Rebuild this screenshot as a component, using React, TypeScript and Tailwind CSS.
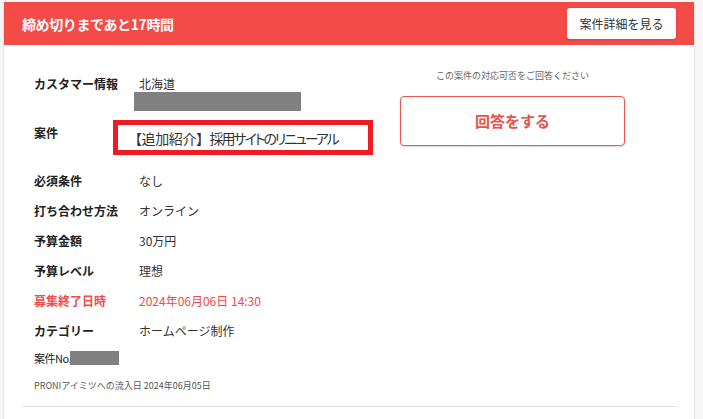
import React from "react";

const rows = [
  { label: "必須条件", value: "なし" },
  { label: "打ち合わせ方法", value: "オンライン" },
  { label: "予算金額", value: "30万円" },
  { label: "予算レベル", value: "理想" },
  { label: "募集終了日時", value: "2024年06月06日 14:30", alert: true },
  { label: "カテゴリー", value: "ホームページ制作" },
];

const App: React.FC = () => {
  return (
    <div className="min-h-screen bg-[#f7f7f7] pt-[2px] font-['Noto_Sans_CJK_JP','Noto_Sans',sans-serif]">
      <div className="ml-[3px] w-[692px] min-h-[417px] border-x border-[#e4e4e4] bg-white">
        {/* deadline bar */}
        <div className="flex h-[43px] items-center justify-between bg-[#f34b47] pl-[18px] pr-[18px]">
          <span className="text-[14px] font-bold leading-none tracking-[-0.4px] text-white">
            締め切りまであと17時間
          </span>
          <button className="h-[31px] w-[109px] rounded-[3px] bg-white text-[12px] leading-none text-[#333] shadow-sm">
            案件詳細を見る
          </button>
        </div>

        <div className="flex">
          {/* details */}
          <div className="w-[396px] pl-[30px] pt-[30px]">
            <div className="flex">
              <span className="w-[105px] text-[12px] font-bold leading-[18px] text-[#222]">
                カスタマー情報
              </span>
              <div className="flex flex-col">
                <span className="text-[12px] leading-[18px] text-[#333]">北海道</span>
                <div className="-ml-[5px] -mt-[1px] h-[19px] w-[167px] bg-[#808080]"></div>
              </div>
            </div>

            <div className="mt-[9px] flex">
              <span className="w-[105px] pt-[4px] text-[12px] font-bold leading-[18px] text-[#222]">
                案件
              </span>
              <div className="-ml-[26px] flex h-[35px] w-[260px] items-center border-[5px] border-[#ed1c24] pl-[10px]">
                <span className="whitespace-nowrap text-[14px] leading-none tracking-[-0.4px] text-[#333]">
                  【追加紹介】
                </span>
                <span className="whitespace-nowrap text-[14px] leading-none tracking-[-2.1px] text-[#333] [font-feature-settings:'palt']">
                  採用サイトのリニューアル
                </span>
              </div>
            </div>

            <div className="mt-[11px] flex flex-col">
              {rows.map((row, i) => (
                <div key={i} className="flex h-[30px] items-center">
                  <span
                    className={
                      row.alert
                        ? "w-[105px] text-[12px] font-bold leading-[18px] text-[#f24a48]"
                        : "w-[105px] text-[12px] font-bold leading-[18px] text-[#222]"
                    }
                  >
                    {row.label}
                  </span>
                  <span
                    className={
                      row.alert
                        ? "text-[12px] leading-[18px] text-[#f24a48]"
                        : "text-[12px] leading-[18px] text-[#333]"
                    }
                  >
                    {row.value}
                  </span>
                </div>
              ))}
            </div>

            <div className="mt-[5px] flex h-[14px] items-center">
              <span className="text-[11px] leading-none tracking-[-0.5px] text-[#222]">案件No.</span>
              <div className="-ml-[1px] h-[14px] w-[49px] bg-[#808080]"></div>
            </div>

            <div className="mt-[15px] text-[9px] leading-[12px] text-[#555]">
              PRONIアイミツへの流入日 2024年06月05日
            </div>
          </div>

          {/* answer */}
          <div className="flex w-[225px] flex-col items-center pt-[25px]">
            <span className="text-[9px] leading-[12px] text-[#666]">
              この案件の対応可否をご回答ください
            </span>
            <button className="mt-[14px] h-[50px] w-[225px] rounded-[4px] border border-[#e8574f] bg-white text-[15px] font-bold text-[#e5534b] shadow-[0_1px_2px_rgba(0,0,0,0.15)]">
              回答をする
            </button>
          </div>
        </div>

        <div className="ml-[18px] mr-[17px] mt-[14px] border-t border-[#e2e2e2]"></div>
      </div>
    </div>
  );
};

export default App;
--
_Required task:_
All of the material above should be reproduced exactly, except the pictures.

_Complete response:_
Rebuild this screenshot as a component, using React, TypeScript and Tailwind CSS.
import React from "react";

const rows = [
  { label: "必須条件", value: "なし" },
  { label: "打ち合わせ方法", value: "オンライン" },
  { label: "予算金額", value: "30万円" },
  { label: "予算レベル", value: "理想" },
  { label: "募集終了日時", value: "2024年06月06日 14:30", alert: true },
  { label: "カテゴリー", value: "ホームページ制作" },
];

const App: React.FC = () => {
  return (
    <div className="min-h-screen bg-[#f7f7f7] pt-[2px] font-['Noto_Sans_CJK_JP','Noto_Sans',sans-serif]">
      <div className="ml-[3px] w-[692px] min-h-[417px] border-x border-[#e4e4e4] bg-white">
        {/* deadline bar */}
        <div className="flex h-[43px] items-center justify-between bg-[#f34b47] pl-[18px] pr-[18px]">
          <span className="text-[14px] font-bold leading-none tracking-[-0.4px] text-white">
            締め切りまであと17時間
          </span>
          <button className="h-[31px] w-[109px] rounded-[3px] bg-white text-[12px] leading-none text-[#333] shadow-sm">
            案件詳細を見る
          </button>
        </div>

        <div className="flex">
          {/* details */}
          <div className="w-[396px] pl-[30px] pt-[30px]">
            <div className="flex">
              <span className="w-[105px] text-[12px] font-bold leading-[18px] text-[#222]">
                カスタマー情報
              </span>
              <div className="flex flex-col">
                <span className="text-[12px] leading-[18px] text-[#333]">北海道</span>
                <div className="-ml-[5px] -mt-[1px] h-[19px] w-[167px] bg-[#808080]"></div>
              </div>
            </div>

            <div className="mt-[9px] flex">
              <span className="w-[105px] pt-[4px] text-[12px] font-bold leading-[18px] text-[#222]">
                案件
              </span>
              <div className="-ml-[26px] flex h-[35px] w-[260px] items-center border-[5px] border-[#ed1c24] pl-[10px]">
                <span className="whitespace-nowrap text-[14px] leading-none tracking-[-0.4px] text-[#333]">
                  【追加紹介】
                </span>
                <span className="whitespace-nowrap text-[14px] leading-none tracking-[-2.1px] text-[#333] [font-feature-settings:'palt']">
                  採用サイトのリニューアル
                </span>
              </div>
            </div>

            <div className="mt-[11px] flex flex-col">
              {rows.map((row, i) => (
                <div key={i} className="flex h-[30px] items-center">
                  <span
                    className={
                      row.alert
                        ? "w-[105px] text-[12px] font-bold leading-[18px] text-[#f24a48]"
                        : "w-[105px] text-[12px] font-bold leading-[18px] text-[#222]"
                    }
                  >
                    {row.label}
                  </span>
                  <span
                    className={
                      row.alert
                        ? "text-[12px] leading-[18px] text-[#f24a48]"
                        : "text-[12px] leading-[18px] text-[#333]"
                    }
                  >
                    {row.value}
                  </span>
                </div>
              ))}
            </div>

            <div className="mt-[5px] flex h-[14px] items-center">
              <span className="text-[11px] leading-none tracking-[-0.5px] text-[#222]">案件No.</span>
              <div className="-ml-[1px] h-[14px] w-[49px] bg-[#808080]"></div>
            </div>

            <div className="mt-[15px] text-[9px] leading-[12px] text-[#555]">
              PRONIアイミツへの流入日 2024年06月05日
            </div>
          </div>

          {/* answer */}
          <div className="flex w-[225px] flex-col items-center pt-[25px]">
            <span className="text-[9px] leading-[12px] text-[#666]">
              この案件の対応可否をご回答ください
            </span>
            <button className="mt-[14px] h-[50px] w-[225px] rounded-[4px] border border-[#e8574f] bg-white text-[15px] font-bold text-[#e5534b] shadow-[0_1px_2px_rgba(0,0,0,0.15)]">
              回答をする
            </button>
          </div>
        </div>

        <div className="ml-[18px] mr-[17px] mt-[14px] border-t border-[#e2e2e2]"></div>
      </div>
    </div>
  );
};

export default App;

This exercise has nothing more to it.